Unique white tea from high mountain area in north Vietnam.

Made only from young spring buds taken from big wild growing trees typical for this area of Vietnam. It originates from a wild tea tree variety indigenous to the high mountain regions along the borders of Vietnam and China. Tea varietal is similar to better known camellia sinensis var dehongensis. 

This kind of white tea is known also as Ya Bao or Dragon Teeth.


Taste profile: elderberry flower syrup, lemon, passion fruit and fruit candies.

Zero bitterness and almost zero caffeine.

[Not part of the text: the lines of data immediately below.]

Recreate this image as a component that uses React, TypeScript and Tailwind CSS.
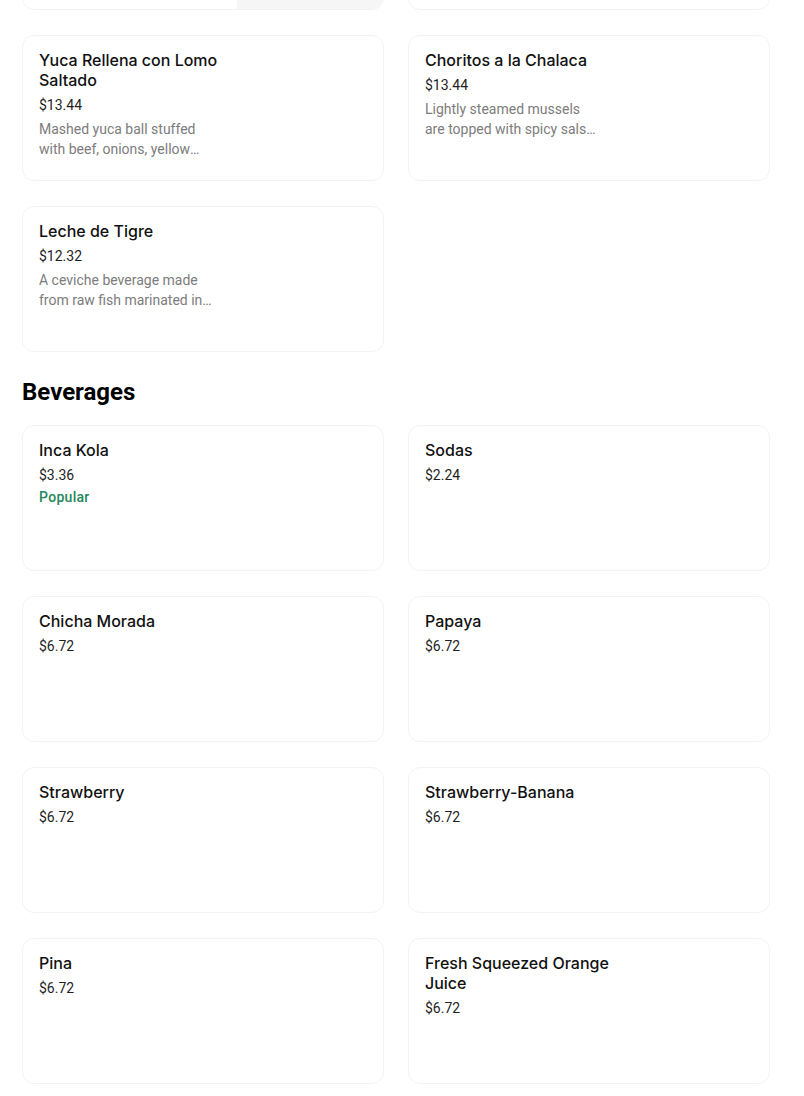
type Item = {
  name: string;
  price: string;
  desc?: string;
  popular?: boolean;
};

const appetizers: Item[] = [
  {
    name: "Yuca Rellena con Lomo Saltado",
    price: "$13.44",
    desc: "Mashed yuca ball stuffed with beef, onions, yellow peppers and tomatoes, served with salsa criolla.",
  },
  {
    name: "Choritos a la Chalaca",
    price: "$13.44",
    desc: "Lightly steamed mussels are topped with spicy salsa chalaca and lime juice.",
  },
  {
    name: "Leche de Tigre",
    price: "$12.32",
    desc: "A ceviche beverage made from raw fish marinated in lime juice, served in a glass.",
  },
];

const beverages: Item[] = [
  { name: "Inca Kola", price: "$3.36", popular: true },
  { name: "Sodas", price: "$2.24" },
  { name: "Chicha Morada", price: "$6.72" },
  { name: "Papaya", price: "$6.72" },
  { name: "Strawberry", price: "$6.72" },
  { name: "Strawberry-Banana", price: "$6.72" },
  { name: "Pina", price: "$6.72" },
  { name: "Fresh Squeezed Orange Juice", price: "$6.72" },
];

function MenuCard({ item }: { item: Item }) {
  return (
    <div className="flex h-[146px] overflow-hidden rounded-xl border border-[#f3f3f3] bg-white">
      <div className="w-[224px] shrink-0 pl-4 pt-[14px] pr-4 font-['Roboto','Liberation_Sans',sans-serif]">
        <div className="w-[190px] font-['Inter','Liberation_Sans',sans-serif] text-[16px] font-medium leading-5 text-[#111]">
          {item.name}
        </div>
        <div className="mt-[5px] text-[14px] leading-5 text-[#1f1f1f]">
          {item.price}
        </div>
        {item.desc && (
          <div className="mt-1 line-clamp-2 w-[176px] text-[14px] leading-5 text-[#7c7c7c]">
            {item.desc}
          </div>
        )}
        {item.popular && (
          <div className="mt-[2px] text-[14px] font-medium leading-5 tracking-[0.3px] text-[#24885a]">
            Popular
          </div>
        )}
      </div>
    </div>
  );
}

// cards of the previous row, scrolled mostly out of view
function PartialCard({ image }: { image?: boolean }) {
  return (
    <div className="flex h-[146px] justify-end overflow-hidden rounded-xl border border-[#f3f3f3] bg-white">
      {image && <div className="h-full w-[146px] bg-[#f6f6f6]" />}
    </div>
  );
}

export default function App() {
  return (
    <div className="min-h-[1096px] overflow-hidden bg-white font-['Roboto','Liberation_Sans',sans-serif]">
      <div className="ml-[22px] w-[748px]">
        {/* Appetizers (continued) */}
        <div className="-mt-[136px] grid grid-cols-2 gap-x-6 gap-y-[25px]">
          <PartialCard image />
          <PartialCard />
          {appetizers.map((item) => (
            <MenuCard key={item.name} item={item} />
          ))}
        </div>

        {/* Beverages */}
        <h2 className="mt-[24px] mb-[17px] text-[24px] font-bold leading-8 text-black">
          Beverages
        </h2>
        <div className="grid grid-cols-2 gap-x-6 gap-y-[25px] pb-6">
          {beverages.map((item) => (
            <MenuCard key={item.name} item={item} />
          ))}
        </div>
      </div>
    </div>
  );
}
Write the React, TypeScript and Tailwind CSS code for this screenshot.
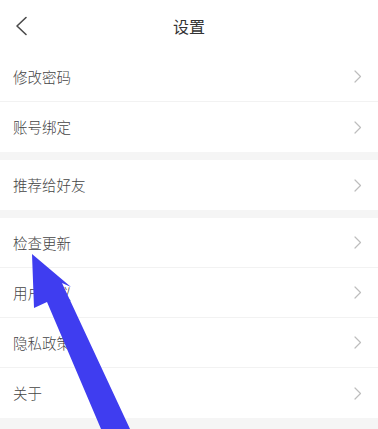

You can enjoy this tea all day long.


Origin:  mountain area of Tay Con Linh, Ha Giang, north Vietnam

Harvest: February 2024

Cultivar/Tree Variety:  unknown, wild and natural hybrid similar to camellia sisnensis var. dehongensis

Temperature of water and amount of leaves: 90-100 C 4-5g/100ml. (Please try different temperatures to find the best way for you)

Suggested brewing method: Yixing clay teapot or gaiwan of low capacity. First, you should pre-heat empty teapot/gaiwan and tea cups with boiling water. When the teapot is warmed, then you put the tea leaves in. After smelling hot and dry leaves in the pot, gently pour the hot water to the pot.  First infusion should be short- around 1 minute second. We suggest to increase brewing time for 30-40 seconds in each next brewing.

This tea is excellent for more casual brewing in the bowl or mug.